Ini bukan berarti kita harus langsung "tutup pintu" untuk kerja sama ekonomi dengan China, tapi harusnya ada garis tegas antara menjaga hubungan ekonomi dan mempertahankan kedaulatan.
Kalau kita terlalu mengalah demi menjaga hubungan baik, jangan-jangan kita malah berakhir jadi "teman tapi makan teman" di mata dunia.
Kita butuh strategi yang lebih seimbang. Harus ada langkah nyata yang menunjukkan bahwa Indonesia bisa tetap bersahabat, tapi tidak akan mentolerir pelanggaran terhadap wilayahnya. Diplomasi ekonomi oke, tapi diplomasi kedaulatan juga harus lebih mantap.
Harapan untuk Prabowo: Tegaskan Sikap, Jangan Cuma Jadi "Penonton"
Pak Prabowo, jika nantinya Bapak memimpin negeri ini, saya harap Bapak bisa membawa sikap yang lebih tegas dalam menghadapi konflik Laut China Selatan.
Kita nggak bisa terus menerus jadi penonton dalam pertarungan geopolitik ini. Harus ada sikap yang jelas, tegas, dan berani menunjukkan bahwa kita nggak akan membiarkan kedaulatan kita diganggu.
Diplomasi nggak harus selalu lembut dan penuh senyum.

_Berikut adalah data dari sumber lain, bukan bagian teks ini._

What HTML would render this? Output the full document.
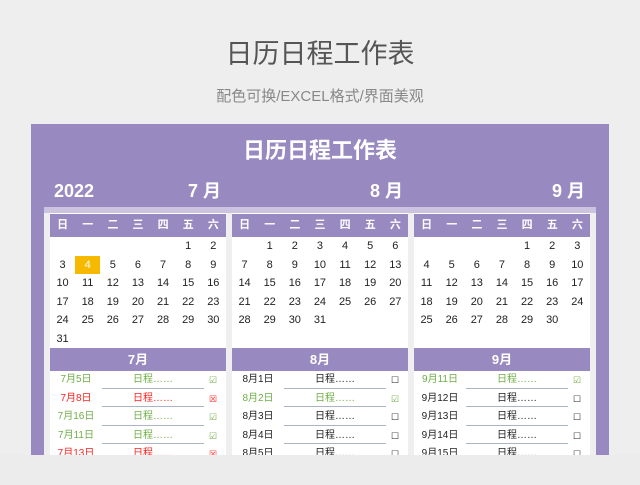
<!DOCTYPE html>
<html><head><meta charset="utf-8"><style>
*{margin:0;padding:0;box-sizing:border-box}
body{width:640px;height:485px;background:#eeeeee;position:relative;overflow:hidden;font-family:"Liberation Sans","Noto Sans CJK SC",sans-serif}
.a{position:absolute}
.t1{left:0;width:640px;top:37px;text-align:center;font-size:27px;color:#555;line-height:34px}
.t2{left:0;width:640px;top:87px;text-align:center;font-size:15px;color:#888;line-height:20px}
.panel{left:31px;top:124px;width:578px;height:331px;background:#9889c0}
.pt{left:31px;width:578px;top:137px;text-align:center;color:#fff;font-weight:bold;font-size:22px;line-height:28px}
.yr{top:180px;color:#fff;font-weight:bold;font-size:18px;line-height:22px}
.strip{left:44px;top:207px;width:552px;height:7px;background:#cbc3df}
.inner{left:44px;top:213px;width:552px;height:242px;background:#efefef}
.m{top:213px;width:176px;height:242px;background:#fff}
.wh{position:absolute;left:0;top:1px;width:176px;height:23px;background:#9889c0;display:flex}
.wh span{flex:1;color:#fff;text-align:center;font-size:11px;line-height:23px;font-weight:bold}
.g{position:absolute;left:0;top:237px}
.r{display:flex;height:18.6px}
.r span{width:25.14px;text-align:center;font-size:11px;line-height:18.6px;color:#222}
.r span.h{background:#f7b900;color:#fff}
.mb{position:absolute;left:0;top:135px;width:176px;height:23px;background:#9889c0;color:#fff;font-weight:bold;font-size:13px;text-align:center;line-height:23px}
.s{position:absolute;left:0;width:176px;height:18.6px;font-size:10px;line-height:18.6px}
.s .d{position:absolute;left:0;width:52px;text-align:center}
.s .x{position:absolute;left:52px;width:102px;text-align:center;border-bottom:1.5px solid #a9b4c6;height:17.6px}
.s .c{position:absolute;left:154px;width:18px;text-align:center;font-size:9px}
.gr{color:#70ad47}.rd{color:#ff2020}.bk{color:#222}
</style></head><body>
<div class="a t1">日历日程工作表</div>
<div class="a t2">配色可换/EXCEL格式/界面美观</div>
<div class="a panel"></div>
<div class="a pt">日历日程工作表</div>
<div class="a yr" style="left:54px">2022</div>
<div class="a yr" style="left:188px">7 月</div>
<div class="a yr" style="left:370px">8 月</div>
<div class="a yr" style="left:552px">9 月</div>
<div class="a strip"></div>
<div class="a inner"></div>

<div class="a m" style="left:50px">
<div class="wh"><span>日</span><span>一</span><span>二</span><span>三</span><span>四</span><span>五</span><span>六</span></div>
<div class="g" style="top:24px">
<div class="r"><span></span><span></span><span></span><span></span><span></span><span>1</span><span>2</span></div>
<div class="r"><span>3</span><span class="h">4</span><span>5</span><span>6</span><span>7</span><span>8</span><span>9</span></div>
<div class="r"><span>10</span><span>11</span><span>12</span><span>13</span><span>14</span><span>15</span><span>16</span></div>
<div class="r"><span>17</span><span>18</span><span>19</span><span>20</span><span>21</span><span>22</span><span>23</span></div>
<div class="r"><span>24</span><span>25</span><span>26</span><span>27</span><span>28</span><span>29</span><span>30</span></div>
<div class="r"><span>31</span><span></span><span></span><span></span><span></span><span></span><span></span></div>
</div>
<div class="mb">7月</div>
<div class="s gr" style="top:158px"><span class="d">7月5日</span><span class="x">日程……</span><span class="c">☑</span></div>
<div class="s rd" style="top:176.6px"><span class="d">7月8日</span><span class="x">日程……</span><span class="c">☒</span></div>
<div class="s gr" style="top:195.2px"><span class="d">7月16日</span><span class="x">日程……</span><span class="c">☑</span></div>
<div class="s gr" style="top:213.8px"><span class="d">7月11日</span><span class="x">日程……</span><span class="c">☑</span></div>
<div class="s rd" style="top:232.4px"><span class="d">7月13日</span><span class="x">日程……</span><span class="c">☒</span></div>
</div>

<div class="a m" style="left:232px">
<div class="wh"><span>日</span><span>一</span><span>二</span><span>三</span><span>四</span><span>五</span><span>六</span></div>
<div class="g" style="top:24px">
<div class="r"><span></span><span>1</span><span>2</span><span>3</span><span>4</span><span>5</span><span>6</span></div>
<div class="r"><span>7</span><span>8</span><span>9</span><span>10</span><span>11</span><span>12</span><span>13</span></div>
<div class="r"><span>14</span><span>15</span><span>16</span><span>17</span><span>18</span><span>19</span><span>20</span></div>
<div class="r"><span>21</span><span>22</span><span>23</span><span>24</span><span>25</span><span>26</span><span>27</span></div>
<div class="r"><span>28</span><span>29</span><span>30</span><span>31</span><span></span><span></span><span></span></div>
</div>
<div class="mb">8月</div>
<div class="s bk" style="top:158px"><span class="d">8月1日</span><span class="x">日程……</span><span class="c">☐</span></div>
<div class="s gr" style="top:176.6px"><span class="d">8月2日</span><span class="x">日程……</span><span class="c">☑</span></div>
<div class="s bk" style="top:195.2px"><span class="d">8月3日</span><span class="x">日程……</span><span class="c">☐</span></div>
<div class="s bk" style="top:213.8px"><span class="d">8月4日</span><span class="x">日程……</span><span class="c">☐</span></div>
<div class="s bk" style="top:232.4px"><span class="d">8月5日</span><span class="x">日程……</span><span class="c">☐</span></div>
</div>

<div class="a m" style="left:414px">
<div class="wh"><span>日</span><span>一</span><span>二</span><span>三</span><span>四</span><span>五</span><span>六</span></div>
<div class="g" style="top:24px">
<div class="r"><span></span><span></span><span></span><span></span><span>1</span><span>2</span><span>3</span></div>
<div class="r"><span>4</span><span>5</span><span>6</span><span>7</span><span>8</span><span>9</span><span>10</span></div>
<div class="r"><span>11</span><span>12</span><span>13</span><span>14</span><span>15</span><span>16</span><span>17</span></div>
<div class="r"><span>18</span><span>19</span><span>20</span><span>21</span><span>22</span><span>23</span><span>24</span></div>
<div class="r"><span>25</span><span>26</span><span>27</span><span>28</span><span>29</span><span>30</span><span></span></div>
</div>
<div class="mb">9月</div>
<div class="s gr" style="top:158px"><span class="d">9月11日</span><span class="x">日程……</span><span class="c">☑</span></div>
<div class="s bk" style="top:176.6px"><span class="d">9月12日</span><span class="x">日程……</span><span class="c">☐</span></div>
<div class="s bk" style="top:195.2px"><span class="d">9月13日</span><span class="x">日程……</span><span class="c">☐</span></div>
<div class="s bk" style="top:213.8px"><span class="d">9月14日</span><span class="x">日程……</span><span class="c">☐</span></div>
<div class="s bk" style="top:232.4px"><span class="d">9月15日</span><span class="x">日程……</span><span class="c">☐</span></div>
</div>
<div class="a" style="left:0;top:455px;width:640px;height:30px;background:#ececec"></div>
</body></html>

Terkadang, kita perlu menunjukkan ketegasan untuk menjaga harga diri bangsa.
Bukan berarti kita harus bersikap konfrontatif, tapi setidaknya ada upaya yang lebih konkret dalam menghadapi klaim-klaim sepihak yang mengancam wilayah kita.
Bukan cuma untuk menenangkan rakyat, tapi juga untuk mempertegas posisi kita di mata dunia. Laut China Selatan bukan sekadar perairan biasa, tapi juga simbol kedaulatan yang harus kita jaga dengan sepenuh hati.
Laut China Selatan, Ujian Nyali Diplomasi Kita
Pak Jokowi, saya sangat menghargai segala usaha Bapak untuk menjaga hubungan baik dengan negara lain, termasuk China.
Tapi, ada kalanya kita perlu menunjukkan bahwa meskipun kita ramah, kita bukan negara yang bisa dianggap remeh. Peran Indonesia di Laut China Selatan seharusnya lebih dari sekadar "pemain figuran" dalam drama geopolitik ini.
Sementara Pak Prabowo, jika Bapak nantinya memimpin, saya berharap Bapak bisa membawa angin segar dalam kebijakan luar negeri kita. Laut China Selatan adalah ujian nyali bagi diplomasi kita.
Jangan sampai kita terus-terusan dianggap hanya sebagai negara "bebas ambigu" yang menghindari konflik tapi tidak juga mengambil sikap yang jelas.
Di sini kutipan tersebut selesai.